Rows from a dataset of pages and code
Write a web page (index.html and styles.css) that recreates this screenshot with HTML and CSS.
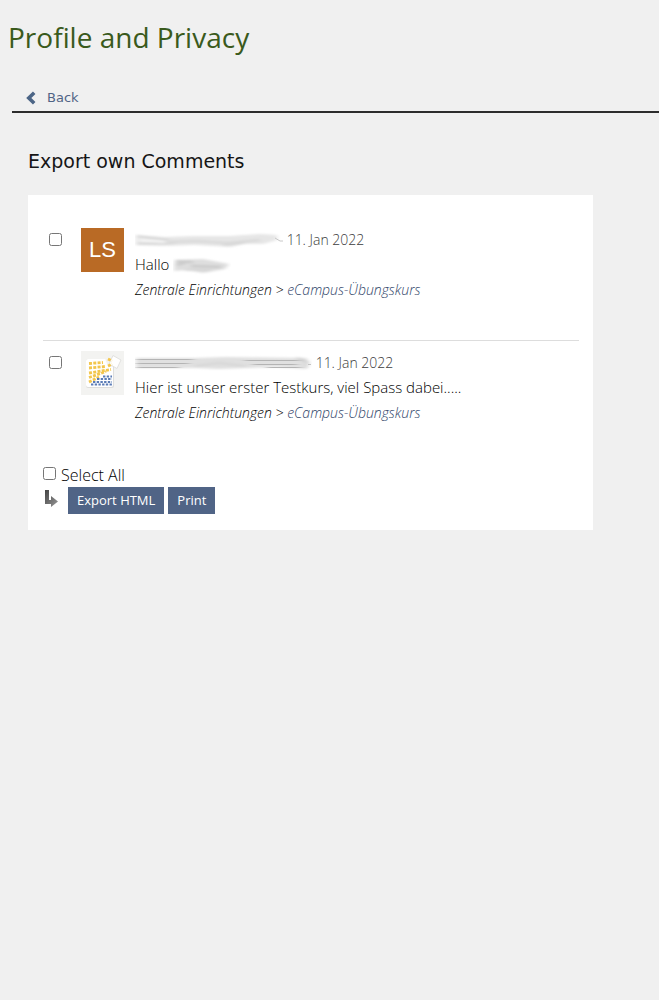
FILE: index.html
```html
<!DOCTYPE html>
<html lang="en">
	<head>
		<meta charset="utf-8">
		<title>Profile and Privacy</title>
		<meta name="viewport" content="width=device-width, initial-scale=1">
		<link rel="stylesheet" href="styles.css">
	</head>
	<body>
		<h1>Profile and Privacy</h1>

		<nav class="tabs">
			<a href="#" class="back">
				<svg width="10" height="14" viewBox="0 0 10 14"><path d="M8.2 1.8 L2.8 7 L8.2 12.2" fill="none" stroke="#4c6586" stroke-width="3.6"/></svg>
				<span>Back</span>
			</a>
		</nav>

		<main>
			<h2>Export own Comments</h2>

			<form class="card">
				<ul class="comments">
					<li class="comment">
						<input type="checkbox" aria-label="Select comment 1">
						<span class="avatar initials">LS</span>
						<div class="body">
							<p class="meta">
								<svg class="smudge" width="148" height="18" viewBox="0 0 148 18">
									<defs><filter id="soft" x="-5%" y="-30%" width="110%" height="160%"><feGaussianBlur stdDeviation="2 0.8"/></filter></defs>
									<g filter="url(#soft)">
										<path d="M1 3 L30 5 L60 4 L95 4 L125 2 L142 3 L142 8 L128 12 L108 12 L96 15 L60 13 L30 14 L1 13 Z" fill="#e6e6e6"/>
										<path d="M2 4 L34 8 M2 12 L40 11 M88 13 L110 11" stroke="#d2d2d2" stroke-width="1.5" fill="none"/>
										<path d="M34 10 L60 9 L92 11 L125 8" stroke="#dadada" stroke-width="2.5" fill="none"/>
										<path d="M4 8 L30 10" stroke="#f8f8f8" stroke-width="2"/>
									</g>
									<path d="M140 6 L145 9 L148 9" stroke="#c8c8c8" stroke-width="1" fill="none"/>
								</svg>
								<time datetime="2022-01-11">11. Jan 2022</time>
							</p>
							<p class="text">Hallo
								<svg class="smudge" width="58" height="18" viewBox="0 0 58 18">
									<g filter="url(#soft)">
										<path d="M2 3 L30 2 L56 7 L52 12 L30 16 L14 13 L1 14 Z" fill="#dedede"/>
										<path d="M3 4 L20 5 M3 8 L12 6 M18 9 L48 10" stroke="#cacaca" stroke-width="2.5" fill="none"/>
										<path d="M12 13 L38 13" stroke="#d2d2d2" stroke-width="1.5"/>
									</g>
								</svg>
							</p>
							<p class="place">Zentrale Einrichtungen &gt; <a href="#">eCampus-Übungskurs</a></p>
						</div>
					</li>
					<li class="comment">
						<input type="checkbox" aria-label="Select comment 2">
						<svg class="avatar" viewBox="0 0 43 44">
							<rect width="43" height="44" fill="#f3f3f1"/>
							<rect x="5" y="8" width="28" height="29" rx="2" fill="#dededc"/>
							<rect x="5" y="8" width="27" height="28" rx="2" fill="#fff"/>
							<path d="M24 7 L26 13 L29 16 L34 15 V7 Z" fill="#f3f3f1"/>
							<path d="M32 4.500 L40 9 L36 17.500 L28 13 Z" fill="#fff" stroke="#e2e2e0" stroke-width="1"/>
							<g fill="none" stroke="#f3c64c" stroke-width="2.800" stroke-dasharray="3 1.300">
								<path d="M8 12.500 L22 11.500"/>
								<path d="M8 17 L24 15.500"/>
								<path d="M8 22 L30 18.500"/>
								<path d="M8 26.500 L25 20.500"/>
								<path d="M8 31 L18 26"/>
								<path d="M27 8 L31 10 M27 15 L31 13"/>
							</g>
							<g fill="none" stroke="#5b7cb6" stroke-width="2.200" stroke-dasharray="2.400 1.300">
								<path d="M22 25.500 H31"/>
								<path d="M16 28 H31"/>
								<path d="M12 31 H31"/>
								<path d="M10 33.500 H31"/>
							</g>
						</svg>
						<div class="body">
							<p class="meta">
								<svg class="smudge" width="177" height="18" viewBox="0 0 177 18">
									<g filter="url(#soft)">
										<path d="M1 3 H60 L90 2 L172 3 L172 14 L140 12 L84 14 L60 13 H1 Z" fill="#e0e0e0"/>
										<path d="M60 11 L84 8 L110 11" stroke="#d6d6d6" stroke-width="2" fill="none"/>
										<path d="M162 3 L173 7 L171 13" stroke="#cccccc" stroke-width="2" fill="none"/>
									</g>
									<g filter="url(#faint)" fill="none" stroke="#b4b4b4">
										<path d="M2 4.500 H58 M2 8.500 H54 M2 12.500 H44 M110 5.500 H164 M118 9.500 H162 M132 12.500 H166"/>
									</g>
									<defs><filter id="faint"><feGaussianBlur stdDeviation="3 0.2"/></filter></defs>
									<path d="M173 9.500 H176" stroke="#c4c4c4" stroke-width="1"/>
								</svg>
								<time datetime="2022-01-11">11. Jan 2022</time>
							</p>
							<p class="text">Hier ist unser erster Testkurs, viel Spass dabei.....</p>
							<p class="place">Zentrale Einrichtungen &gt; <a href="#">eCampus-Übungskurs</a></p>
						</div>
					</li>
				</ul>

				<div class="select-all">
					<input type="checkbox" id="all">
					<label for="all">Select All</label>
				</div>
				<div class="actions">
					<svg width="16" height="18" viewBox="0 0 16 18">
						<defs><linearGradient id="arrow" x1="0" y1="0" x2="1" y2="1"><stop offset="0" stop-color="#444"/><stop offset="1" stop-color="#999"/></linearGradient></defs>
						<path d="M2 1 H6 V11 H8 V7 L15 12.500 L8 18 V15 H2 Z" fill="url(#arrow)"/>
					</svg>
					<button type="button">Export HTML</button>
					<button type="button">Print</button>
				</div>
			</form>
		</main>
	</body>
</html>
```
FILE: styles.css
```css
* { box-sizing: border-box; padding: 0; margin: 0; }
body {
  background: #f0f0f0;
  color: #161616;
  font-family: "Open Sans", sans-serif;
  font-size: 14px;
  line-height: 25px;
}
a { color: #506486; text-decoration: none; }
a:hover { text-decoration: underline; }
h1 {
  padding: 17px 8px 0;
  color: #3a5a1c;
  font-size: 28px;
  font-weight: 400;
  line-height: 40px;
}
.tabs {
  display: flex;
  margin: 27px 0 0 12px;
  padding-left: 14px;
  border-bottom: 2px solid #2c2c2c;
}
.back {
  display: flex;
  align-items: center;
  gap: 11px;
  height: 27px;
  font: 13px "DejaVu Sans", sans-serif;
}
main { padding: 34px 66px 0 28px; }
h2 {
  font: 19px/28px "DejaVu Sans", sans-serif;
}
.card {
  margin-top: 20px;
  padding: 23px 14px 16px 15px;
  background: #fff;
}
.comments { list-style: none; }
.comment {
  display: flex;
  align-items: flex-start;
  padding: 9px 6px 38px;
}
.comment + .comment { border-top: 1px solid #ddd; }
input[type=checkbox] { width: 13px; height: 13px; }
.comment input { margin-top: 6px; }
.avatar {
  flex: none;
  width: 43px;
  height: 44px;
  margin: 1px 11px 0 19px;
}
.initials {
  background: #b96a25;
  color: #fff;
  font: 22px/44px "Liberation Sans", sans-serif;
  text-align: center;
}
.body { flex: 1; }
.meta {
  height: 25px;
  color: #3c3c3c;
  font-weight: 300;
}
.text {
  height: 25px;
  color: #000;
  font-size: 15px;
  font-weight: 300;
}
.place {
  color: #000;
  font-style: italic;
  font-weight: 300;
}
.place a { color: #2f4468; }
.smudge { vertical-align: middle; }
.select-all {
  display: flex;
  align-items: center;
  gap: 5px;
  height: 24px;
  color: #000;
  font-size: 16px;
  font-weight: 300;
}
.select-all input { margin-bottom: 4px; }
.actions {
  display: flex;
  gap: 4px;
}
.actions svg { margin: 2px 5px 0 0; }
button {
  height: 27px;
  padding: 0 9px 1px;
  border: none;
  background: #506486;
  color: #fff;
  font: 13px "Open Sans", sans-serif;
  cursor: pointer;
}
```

--

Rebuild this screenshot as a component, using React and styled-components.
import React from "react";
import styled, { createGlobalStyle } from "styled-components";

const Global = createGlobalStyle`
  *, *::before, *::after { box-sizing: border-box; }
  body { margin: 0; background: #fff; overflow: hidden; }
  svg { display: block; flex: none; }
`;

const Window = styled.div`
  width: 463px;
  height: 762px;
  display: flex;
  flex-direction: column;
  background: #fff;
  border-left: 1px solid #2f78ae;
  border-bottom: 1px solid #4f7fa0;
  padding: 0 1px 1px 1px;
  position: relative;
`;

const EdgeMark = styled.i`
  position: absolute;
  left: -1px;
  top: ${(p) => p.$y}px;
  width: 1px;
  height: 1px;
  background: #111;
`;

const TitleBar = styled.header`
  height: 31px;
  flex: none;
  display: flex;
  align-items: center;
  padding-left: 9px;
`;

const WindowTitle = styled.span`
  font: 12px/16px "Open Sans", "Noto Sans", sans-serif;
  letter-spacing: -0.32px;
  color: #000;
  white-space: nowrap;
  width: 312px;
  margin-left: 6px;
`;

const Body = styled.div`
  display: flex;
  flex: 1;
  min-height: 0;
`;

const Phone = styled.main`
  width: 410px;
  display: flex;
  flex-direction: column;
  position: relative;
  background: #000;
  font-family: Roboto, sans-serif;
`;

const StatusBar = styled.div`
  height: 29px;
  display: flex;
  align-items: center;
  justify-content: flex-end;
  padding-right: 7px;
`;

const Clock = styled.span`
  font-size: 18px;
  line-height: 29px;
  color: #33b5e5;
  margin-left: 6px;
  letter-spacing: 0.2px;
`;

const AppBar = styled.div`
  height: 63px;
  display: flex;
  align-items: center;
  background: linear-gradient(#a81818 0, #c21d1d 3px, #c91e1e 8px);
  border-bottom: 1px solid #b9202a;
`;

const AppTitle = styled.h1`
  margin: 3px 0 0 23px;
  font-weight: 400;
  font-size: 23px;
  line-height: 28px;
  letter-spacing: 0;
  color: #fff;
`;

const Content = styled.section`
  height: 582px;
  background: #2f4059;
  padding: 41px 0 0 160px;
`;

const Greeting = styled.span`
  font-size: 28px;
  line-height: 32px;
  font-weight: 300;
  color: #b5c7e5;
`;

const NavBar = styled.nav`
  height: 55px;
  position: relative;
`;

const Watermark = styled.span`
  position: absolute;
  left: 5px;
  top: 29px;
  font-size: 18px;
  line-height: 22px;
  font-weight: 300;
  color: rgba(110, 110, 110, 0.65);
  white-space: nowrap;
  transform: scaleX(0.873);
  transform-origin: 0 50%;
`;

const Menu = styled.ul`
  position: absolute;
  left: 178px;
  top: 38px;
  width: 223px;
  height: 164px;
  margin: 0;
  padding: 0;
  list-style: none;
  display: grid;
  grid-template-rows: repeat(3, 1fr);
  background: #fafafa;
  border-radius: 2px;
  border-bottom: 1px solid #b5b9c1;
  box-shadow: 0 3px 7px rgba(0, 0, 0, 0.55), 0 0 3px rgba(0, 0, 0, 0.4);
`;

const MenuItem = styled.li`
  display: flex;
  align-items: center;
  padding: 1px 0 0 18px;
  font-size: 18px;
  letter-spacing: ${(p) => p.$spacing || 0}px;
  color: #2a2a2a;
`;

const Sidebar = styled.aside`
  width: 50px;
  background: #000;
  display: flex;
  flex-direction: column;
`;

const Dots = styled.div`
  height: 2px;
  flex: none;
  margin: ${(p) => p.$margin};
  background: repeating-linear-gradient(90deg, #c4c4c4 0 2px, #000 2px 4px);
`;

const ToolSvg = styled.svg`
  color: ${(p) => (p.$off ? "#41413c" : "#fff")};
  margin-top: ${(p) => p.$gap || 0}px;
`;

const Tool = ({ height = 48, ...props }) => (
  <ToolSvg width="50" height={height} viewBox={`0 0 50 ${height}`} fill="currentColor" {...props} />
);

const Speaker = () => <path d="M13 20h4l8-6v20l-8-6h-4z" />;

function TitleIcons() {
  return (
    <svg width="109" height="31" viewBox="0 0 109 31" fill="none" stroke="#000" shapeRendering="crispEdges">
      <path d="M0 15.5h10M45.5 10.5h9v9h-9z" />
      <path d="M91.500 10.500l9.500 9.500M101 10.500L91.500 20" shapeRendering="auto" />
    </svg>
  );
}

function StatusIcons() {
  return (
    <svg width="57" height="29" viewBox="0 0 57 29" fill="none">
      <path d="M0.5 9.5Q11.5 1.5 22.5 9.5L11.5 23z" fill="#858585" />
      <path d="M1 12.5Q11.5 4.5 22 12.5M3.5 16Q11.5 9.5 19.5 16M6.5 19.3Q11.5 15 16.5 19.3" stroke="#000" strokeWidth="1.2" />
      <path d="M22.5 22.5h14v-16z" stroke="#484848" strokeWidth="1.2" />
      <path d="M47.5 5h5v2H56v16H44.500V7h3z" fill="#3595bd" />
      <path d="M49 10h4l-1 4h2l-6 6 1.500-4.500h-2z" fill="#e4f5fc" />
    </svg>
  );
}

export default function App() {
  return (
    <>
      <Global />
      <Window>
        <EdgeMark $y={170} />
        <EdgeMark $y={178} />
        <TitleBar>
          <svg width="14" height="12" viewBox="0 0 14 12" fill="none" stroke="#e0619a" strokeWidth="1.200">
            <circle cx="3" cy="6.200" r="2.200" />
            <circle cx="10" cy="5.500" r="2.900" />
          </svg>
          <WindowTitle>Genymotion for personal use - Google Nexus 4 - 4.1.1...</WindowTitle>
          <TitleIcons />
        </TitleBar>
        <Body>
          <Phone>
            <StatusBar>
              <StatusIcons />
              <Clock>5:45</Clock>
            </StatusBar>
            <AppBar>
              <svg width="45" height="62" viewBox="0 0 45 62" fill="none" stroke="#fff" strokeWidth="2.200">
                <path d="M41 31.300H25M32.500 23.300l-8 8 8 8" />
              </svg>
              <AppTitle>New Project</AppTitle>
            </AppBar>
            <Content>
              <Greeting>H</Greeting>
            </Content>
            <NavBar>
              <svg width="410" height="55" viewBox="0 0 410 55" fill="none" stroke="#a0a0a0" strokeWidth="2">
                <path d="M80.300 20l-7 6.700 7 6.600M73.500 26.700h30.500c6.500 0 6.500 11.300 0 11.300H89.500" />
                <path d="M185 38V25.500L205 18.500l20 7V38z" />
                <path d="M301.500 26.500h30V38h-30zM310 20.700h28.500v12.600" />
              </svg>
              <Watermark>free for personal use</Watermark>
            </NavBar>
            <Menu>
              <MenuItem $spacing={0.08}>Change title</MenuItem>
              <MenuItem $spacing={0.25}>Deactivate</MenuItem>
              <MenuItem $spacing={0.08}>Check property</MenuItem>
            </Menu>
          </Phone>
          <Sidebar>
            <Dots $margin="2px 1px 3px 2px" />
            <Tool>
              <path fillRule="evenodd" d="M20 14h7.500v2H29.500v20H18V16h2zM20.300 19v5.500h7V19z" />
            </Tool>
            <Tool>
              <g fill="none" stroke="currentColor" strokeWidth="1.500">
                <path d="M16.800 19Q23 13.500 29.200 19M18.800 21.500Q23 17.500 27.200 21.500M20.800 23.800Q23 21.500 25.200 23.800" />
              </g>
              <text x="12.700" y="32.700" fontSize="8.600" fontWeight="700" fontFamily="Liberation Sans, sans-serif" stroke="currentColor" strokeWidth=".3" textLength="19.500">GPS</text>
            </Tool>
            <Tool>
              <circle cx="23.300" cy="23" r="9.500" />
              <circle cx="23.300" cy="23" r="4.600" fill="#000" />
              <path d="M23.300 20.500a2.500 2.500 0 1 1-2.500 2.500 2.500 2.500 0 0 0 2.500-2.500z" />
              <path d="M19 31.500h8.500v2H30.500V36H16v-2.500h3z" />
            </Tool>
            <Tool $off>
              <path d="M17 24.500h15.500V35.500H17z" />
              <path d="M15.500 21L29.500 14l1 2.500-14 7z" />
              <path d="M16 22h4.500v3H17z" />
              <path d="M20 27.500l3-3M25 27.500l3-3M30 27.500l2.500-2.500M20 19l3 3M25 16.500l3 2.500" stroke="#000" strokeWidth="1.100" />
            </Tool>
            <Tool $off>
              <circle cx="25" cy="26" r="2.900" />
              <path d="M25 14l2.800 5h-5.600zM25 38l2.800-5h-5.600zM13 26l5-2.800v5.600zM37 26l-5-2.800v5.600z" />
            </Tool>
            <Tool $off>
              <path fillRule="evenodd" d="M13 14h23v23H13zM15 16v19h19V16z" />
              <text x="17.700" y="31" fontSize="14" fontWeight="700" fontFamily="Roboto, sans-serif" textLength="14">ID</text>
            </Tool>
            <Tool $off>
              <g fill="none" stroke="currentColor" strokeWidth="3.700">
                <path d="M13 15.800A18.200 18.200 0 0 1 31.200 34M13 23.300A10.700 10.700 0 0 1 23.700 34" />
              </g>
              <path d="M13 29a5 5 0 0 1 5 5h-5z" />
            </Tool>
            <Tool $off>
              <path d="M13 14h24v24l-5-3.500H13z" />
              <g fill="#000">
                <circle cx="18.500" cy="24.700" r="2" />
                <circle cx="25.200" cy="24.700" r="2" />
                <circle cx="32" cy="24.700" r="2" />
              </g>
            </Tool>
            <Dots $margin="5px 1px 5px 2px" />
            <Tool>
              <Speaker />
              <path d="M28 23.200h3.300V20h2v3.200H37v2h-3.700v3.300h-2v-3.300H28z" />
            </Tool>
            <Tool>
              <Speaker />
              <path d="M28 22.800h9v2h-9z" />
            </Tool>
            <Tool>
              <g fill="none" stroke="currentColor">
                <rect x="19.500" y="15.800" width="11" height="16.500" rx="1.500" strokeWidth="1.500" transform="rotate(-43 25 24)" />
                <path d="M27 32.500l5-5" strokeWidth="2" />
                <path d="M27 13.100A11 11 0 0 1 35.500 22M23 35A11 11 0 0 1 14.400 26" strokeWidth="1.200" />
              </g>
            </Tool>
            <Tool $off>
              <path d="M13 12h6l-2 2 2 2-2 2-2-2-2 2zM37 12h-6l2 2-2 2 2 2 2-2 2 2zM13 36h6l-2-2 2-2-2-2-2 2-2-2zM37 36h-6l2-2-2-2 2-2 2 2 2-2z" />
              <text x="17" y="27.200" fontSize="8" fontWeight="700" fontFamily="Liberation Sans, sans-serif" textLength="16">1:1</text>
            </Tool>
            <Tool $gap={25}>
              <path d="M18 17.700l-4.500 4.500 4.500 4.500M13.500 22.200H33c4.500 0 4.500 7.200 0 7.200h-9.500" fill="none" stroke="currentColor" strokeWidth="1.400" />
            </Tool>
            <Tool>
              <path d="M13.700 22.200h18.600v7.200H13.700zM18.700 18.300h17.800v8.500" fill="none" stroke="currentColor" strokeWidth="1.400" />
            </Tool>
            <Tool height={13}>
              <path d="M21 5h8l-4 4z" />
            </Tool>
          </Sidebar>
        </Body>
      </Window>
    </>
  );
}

▶ **WORK TO BE COMPLETED**:
Where a line of the data holds "index", show that line.

▶ **ANSWER TO THIS EXERCISE**:
Write a web page (index.html and styles.css) that recreates this screenshot with HTML and CSS.
FILE: index.html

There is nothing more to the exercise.